### EXERCISE REQUIREMENTS:
Identify all lines in the listing that include the word "TypeScript", and copy them out.

### INFORMATION SHOWN:
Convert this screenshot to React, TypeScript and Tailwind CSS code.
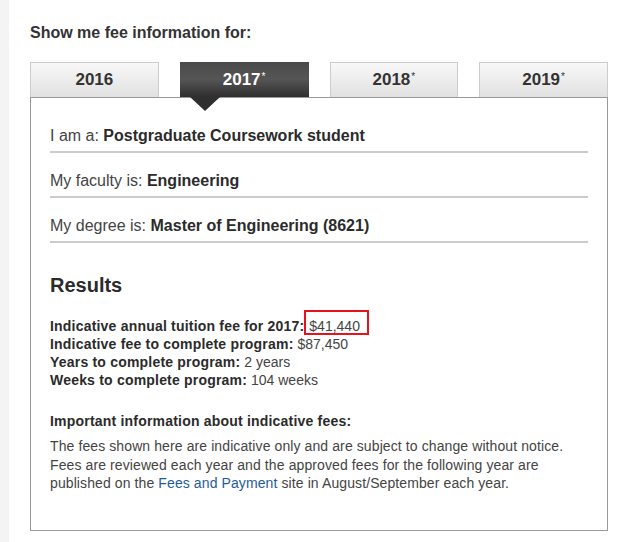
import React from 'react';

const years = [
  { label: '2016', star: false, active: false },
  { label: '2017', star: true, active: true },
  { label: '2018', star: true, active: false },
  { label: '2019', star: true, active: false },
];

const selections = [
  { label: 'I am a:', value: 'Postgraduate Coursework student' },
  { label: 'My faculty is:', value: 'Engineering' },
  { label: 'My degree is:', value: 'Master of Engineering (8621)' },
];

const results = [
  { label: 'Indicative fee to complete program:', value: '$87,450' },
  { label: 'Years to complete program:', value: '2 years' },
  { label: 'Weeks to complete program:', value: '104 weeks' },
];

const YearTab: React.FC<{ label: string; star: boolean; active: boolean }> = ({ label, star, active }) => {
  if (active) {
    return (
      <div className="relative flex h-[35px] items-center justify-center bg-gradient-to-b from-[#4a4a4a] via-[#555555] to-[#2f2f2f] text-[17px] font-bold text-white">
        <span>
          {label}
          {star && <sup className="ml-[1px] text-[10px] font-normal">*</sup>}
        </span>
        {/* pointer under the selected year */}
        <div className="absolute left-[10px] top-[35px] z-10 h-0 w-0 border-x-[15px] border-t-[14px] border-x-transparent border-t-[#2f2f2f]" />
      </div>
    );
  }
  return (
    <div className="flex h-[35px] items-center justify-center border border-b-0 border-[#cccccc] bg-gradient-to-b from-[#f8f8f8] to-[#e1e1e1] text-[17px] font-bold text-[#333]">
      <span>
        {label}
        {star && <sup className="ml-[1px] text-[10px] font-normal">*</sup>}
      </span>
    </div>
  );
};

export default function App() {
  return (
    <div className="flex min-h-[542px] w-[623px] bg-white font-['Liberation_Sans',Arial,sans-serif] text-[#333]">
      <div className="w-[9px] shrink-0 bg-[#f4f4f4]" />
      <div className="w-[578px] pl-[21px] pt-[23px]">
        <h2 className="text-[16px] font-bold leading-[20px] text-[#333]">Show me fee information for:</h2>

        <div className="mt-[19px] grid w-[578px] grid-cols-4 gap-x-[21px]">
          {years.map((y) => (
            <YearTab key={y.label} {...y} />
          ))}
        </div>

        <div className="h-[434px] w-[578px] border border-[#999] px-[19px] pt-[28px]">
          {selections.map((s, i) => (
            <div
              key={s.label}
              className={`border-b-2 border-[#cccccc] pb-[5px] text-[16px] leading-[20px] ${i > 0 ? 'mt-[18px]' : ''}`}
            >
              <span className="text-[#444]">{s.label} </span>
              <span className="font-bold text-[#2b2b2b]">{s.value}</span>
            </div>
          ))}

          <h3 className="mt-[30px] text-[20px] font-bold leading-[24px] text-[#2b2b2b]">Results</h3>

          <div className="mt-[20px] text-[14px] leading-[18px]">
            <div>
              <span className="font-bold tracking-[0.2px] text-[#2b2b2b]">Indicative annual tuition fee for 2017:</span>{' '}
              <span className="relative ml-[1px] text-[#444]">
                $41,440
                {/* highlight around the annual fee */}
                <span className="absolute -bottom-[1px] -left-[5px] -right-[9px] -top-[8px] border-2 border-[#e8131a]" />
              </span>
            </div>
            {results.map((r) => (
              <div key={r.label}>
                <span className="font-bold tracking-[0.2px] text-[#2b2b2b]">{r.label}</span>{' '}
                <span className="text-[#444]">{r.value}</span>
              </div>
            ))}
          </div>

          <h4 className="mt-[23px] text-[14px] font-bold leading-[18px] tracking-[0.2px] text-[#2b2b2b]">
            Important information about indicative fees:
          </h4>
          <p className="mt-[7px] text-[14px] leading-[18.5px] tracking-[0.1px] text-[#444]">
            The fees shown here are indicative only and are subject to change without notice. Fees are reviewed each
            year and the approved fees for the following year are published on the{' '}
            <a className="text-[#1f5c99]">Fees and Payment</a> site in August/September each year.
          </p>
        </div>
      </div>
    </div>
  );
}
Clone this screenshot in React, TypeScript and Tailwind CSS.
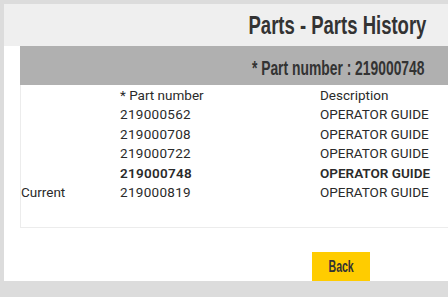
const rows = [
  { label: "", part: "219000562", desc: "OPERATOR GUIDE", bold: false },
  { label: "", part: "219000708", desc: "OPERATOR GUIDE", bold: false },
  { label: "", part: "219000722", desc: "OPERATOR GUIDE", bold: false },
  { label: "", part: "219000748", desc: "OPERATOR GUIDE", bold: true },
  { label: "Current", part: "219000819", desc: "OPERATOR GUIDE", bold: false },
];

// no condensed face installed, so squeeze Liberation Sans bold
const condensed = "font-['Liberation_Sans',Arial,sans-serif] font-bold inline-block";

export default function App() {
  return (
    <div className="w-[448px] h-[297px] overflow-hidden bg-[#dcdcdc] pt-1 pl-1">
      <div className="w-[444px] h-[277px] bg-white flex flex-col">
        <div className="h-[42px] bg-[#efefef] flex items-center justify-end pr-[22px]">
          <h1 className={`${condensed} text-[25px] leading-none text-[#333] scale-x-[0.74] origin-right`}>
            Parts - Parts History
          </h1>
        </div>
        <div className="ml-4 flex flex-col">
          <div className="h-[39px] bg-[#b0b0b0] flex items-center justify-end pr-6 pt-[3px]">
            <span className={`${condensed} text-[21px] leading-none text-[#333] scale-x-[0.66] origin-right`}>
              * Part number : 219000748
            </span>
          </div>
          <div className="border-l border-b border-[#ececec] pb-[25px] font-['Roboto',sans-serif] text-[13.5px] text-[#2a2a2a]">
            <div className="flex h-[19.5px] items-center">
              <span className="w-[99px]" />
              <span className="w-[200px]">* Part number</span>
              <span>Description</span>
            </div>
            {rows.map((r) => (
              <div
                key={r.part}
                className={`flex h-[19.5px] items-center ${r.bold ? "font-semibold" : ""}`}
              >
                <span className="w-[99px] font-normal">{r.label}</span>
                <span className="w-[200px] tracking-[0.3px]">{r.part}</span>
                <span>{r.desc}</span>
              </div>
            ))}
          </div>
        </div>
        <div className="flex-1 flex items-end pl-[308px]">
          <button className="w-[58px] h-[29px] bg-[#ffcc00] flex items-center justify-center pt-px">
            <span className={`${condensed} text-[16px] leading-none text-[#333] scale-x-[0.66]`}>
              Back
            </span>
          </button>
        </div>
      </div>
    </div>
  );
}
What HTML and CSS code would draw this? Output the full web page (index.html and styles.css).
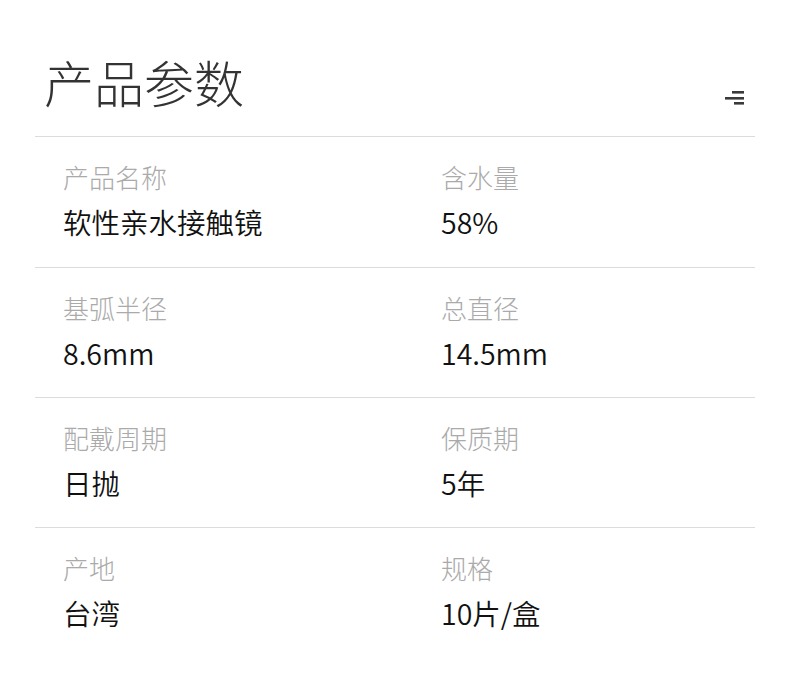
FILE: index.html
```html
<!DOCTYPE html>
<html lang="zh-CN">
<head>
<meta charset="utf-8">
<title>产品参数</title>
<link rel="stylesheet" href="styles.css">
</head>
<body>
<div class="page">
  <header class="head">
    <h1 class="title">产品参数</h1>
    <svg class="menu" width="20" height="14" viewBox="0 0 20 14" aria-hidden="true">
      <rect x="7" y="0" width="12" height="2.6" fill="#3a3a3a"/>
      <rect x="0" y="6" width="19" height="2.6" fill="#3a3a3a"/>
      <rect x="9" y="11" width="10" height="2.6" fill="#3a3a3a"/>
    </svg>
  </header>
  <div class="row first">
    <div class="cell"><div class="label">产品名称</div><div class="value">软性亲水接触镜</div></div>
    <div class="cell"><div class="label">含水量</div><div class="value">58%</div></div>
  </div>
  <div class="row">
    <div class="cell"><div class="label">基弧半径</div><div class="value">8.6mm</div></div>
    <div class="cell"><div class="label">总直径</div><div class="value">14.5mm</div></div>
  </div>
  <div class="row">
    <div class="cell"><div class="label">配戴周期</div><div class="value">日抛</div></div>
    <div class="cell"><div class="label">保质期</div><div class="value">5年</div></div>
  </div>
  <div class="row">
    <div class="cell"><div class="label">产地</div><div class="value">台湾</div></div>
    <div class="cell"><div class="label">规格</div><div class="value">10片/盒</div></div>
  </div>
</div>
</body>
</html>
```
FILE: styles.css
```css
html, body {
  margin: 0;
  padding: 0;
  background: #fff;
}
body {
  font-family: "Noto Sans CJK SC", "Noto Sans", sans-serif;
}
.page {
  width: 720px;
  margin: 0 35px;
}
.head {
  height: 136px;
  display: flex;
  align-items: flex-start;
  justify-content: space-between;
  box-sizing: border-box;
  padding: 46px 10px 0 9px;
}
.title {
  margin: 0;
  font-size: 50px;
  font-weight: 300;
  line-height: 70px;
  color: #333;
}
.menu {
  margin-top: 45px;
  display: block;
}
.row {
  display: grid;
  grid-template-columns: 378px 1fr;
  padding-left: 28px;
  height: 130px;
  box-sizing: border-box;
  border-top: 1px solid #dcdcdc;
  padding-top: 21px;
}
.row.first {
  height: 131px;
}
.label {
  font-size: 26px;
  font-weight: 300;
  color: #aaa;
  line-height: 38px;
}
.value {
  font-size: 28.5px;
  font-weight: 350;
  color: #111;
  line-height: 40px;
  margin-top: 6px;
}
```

### SOLUTION FOR THIS PROBLEM:
Convert this screenshot to React, TypeScript and Tailwind CSS code.
Clone this screenshot in React, TypeScript and Tailwind CSS.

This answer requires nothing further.